Security of/for Kashmiri students domiciled outside the state


Security, as the aphorism goes, is like oxygen: you feel its absence or need when you are deprived of it.  Consider the example of Kashmiris in Kashmir. Because of ethnic and even religious homogeneity of the Kashmir division of Jammu and Kashmir, most Kashmiris feel secure here- despite the militarization of spaces in the vale and sporadic violence that seizes Kashmir. But, once a Kashmiri ventures out of the state, the feeling of insecurity and even fear seeps in. (This feeling may be more poignant and salient since the far right party, the BJP, assumed power and some ugly incidents- the murder of the Kashmiri trucker at Udhampur, the lynching of an innocent , middle aged man, in Dadhri and other related incidents that have occurred in the  past months).

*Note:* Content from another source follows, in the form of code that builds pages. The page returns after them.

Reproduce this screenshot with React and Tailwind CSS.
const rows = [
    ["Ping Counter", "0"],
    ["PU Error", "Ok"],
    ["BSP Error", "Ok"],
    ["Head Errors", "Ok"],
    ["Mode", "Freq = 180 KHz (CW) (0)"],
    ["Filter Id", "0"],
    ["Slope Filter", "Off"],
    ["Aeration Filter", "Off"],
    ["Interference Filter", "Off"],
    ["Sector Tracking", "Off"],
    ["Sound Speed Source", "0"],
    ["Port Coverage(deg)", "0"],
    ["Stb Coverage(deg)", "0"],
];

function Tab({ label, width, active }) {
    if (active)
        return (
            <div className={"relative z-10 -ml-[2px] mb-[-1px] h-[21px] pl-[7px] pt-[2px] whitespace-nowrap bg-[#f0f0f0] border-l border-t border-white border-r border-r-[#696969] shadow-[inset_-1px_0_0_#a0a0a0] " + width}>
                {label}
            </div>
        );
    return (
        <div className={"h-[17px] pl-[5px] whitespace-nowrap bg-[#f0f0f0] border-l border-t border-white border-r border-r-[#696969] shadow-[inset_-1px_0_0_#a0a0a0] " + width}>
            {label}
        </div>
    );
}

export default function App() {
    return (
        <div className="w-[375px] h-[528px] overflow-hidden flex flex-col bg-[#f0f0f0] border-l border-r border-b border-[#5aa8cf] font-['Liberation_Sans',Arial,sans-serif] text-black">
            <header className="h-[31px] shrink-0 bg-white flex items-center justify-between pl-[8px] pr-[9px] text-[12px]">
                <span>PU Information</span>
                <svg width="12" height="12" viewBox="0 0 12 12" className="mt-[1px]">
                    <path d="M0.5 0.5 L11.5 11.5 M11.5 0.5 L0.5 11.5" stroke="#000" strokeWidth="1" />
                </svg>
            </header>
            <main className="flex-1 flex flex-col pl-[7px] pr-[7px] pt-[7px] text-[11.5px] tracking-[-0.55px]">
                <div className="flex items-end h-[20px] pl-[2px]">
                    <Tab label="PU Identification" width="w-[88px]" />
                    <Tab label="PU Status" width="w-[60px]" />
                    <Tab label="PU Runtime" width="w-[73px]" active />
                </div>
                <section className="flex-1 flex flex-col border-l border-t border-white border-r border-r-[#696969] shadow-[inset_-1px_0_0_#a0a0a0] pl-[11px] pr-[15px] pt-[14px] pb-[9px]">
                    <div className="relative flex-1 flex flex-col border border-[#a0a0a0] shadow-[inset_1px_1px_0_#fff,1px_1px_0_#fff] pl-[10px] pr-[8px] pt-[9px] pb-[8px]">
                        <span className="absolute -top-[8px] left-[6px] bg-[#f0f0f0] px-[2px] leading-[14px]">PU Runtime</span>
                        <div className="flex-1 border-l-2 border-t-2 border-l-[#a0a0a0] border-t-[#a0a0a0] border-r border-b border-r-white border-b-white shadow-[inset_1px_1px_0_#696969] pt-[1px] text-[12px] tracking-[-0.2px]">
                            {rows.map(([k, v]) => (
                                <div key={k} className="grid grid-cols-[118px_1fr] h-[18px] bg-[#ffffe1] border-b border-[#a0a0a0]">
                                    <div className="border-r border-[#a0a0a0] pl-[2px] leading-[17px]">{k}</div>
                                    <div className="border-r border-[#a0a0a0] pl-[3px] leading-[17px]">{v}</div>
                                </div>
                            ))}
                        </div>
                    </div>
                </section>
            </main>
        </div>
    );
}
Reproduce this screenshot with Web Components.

There are scores of Kashmiris that venture outside the state for many reasons-business, leisure, pleasure and higher education. The most vulnerable of these sections are the business persons who are stationed in other states and, of course, students. While security is a need for every section, group or individual, it is the security and well being of Kashmiri students that we will dwell upon- for obvious reasons.

The security of Kashmiri students domiciled in other states has been brought to the fore by, first, the JNU saga and now the ugly fracas- which has morphed into a political issue and controversy- at NIT Srinagar. It may need to be stated here that despite the “media frenzy and furore” generated by the visual media, non-local or non Kashmiri students are safe and secure in Kashmir. There is neither an atmosphere of fear nor insecurity or ire directed against them by Kashmiris-students or residents. This is both glossed over by the media and totally ignored.

The very fact that Kashmiris-locals and residents- have not been hostile is a telling indicator about the Kashmiri ethos, sense and sensibility. But, alas, to repeat, this finds no mention in the media narratives. What, however, is emphasized and focussed upon are the odd but unsubstantiated “threats” or other ungainly behaviour- again culled out from obscurity. This , unfortunately, fans the flames of ignorance , and prejudice- eloquently encapsulated by the actor turned wannabe politician, Anupam Kher’s, antics, statements and behaviour.

The fires of prejudice and hatred have, in today’s networked world, a ripple effect elsewhere-manifesting in violence-mostly vigilante- directed against Kashmiri students. Ever since the denouement of the NIT saga, there have been reports of Kashmiri students beaten up and/or harassed in other states. This is a classic example of the ripple off effect of the media’s slanted and motivated coverage of the NIT saga. The irony is that this is not even a case of tit for tat violence: no non local NIT student has been reported to have been harassed, bullied or beaten.

There will, however, be consequences. And , alas, these consequences will be larger than the NIT saga and the incidents of violence it has generated elsewhere. The first casualty will be the level of trust between Kashmiris and others.(It has already plumbed to depths). The second will be the trickling or whittling down of student numbers to other states from Kashmir.  This is a bit of a travesty given that many Kashmiris will be deprived of an education. The question is: can anything substantive be done to ensure security of Kashmiri students?

Technically, yes. Policing can be tightened up, campuses can be ‘sanitized’ and other such measures can be instituted but alas, even these measures cannot be foolproof under vitiated and poisoned conditions. In the final analysis, it is only prudence, sagacity and wisdom of people rather than solely measures instituted by the state that can ensure security for Kashmiri students and other sections and groups domiciled in other states. People should introspect and not allow themselves to be carried away by venomous prejudice and gratuitous hatred and make it clear to Kashmiris- both in word and deed- that they are safe in their respective domiciles.

If, however, the drift of events lend themselves to insecurity and violence, then, it could be said that this insecurity could , in itself, constitute an opportunity. It could or it should focus and concentrate minds of  the business elite of Kashmir. They should pool together resources and minds and dedicate consolidated efforts to create world class institutes of higher education in Kashmir- the kind that have global linkages. In this day and age, where time and space have compressed and there is greater mobility of ideas, people and even institutions, this is eminently possible. The question is of will and determination. Let the Kashmiri business elite muster both and create institutions and legacies that will be worth the effort.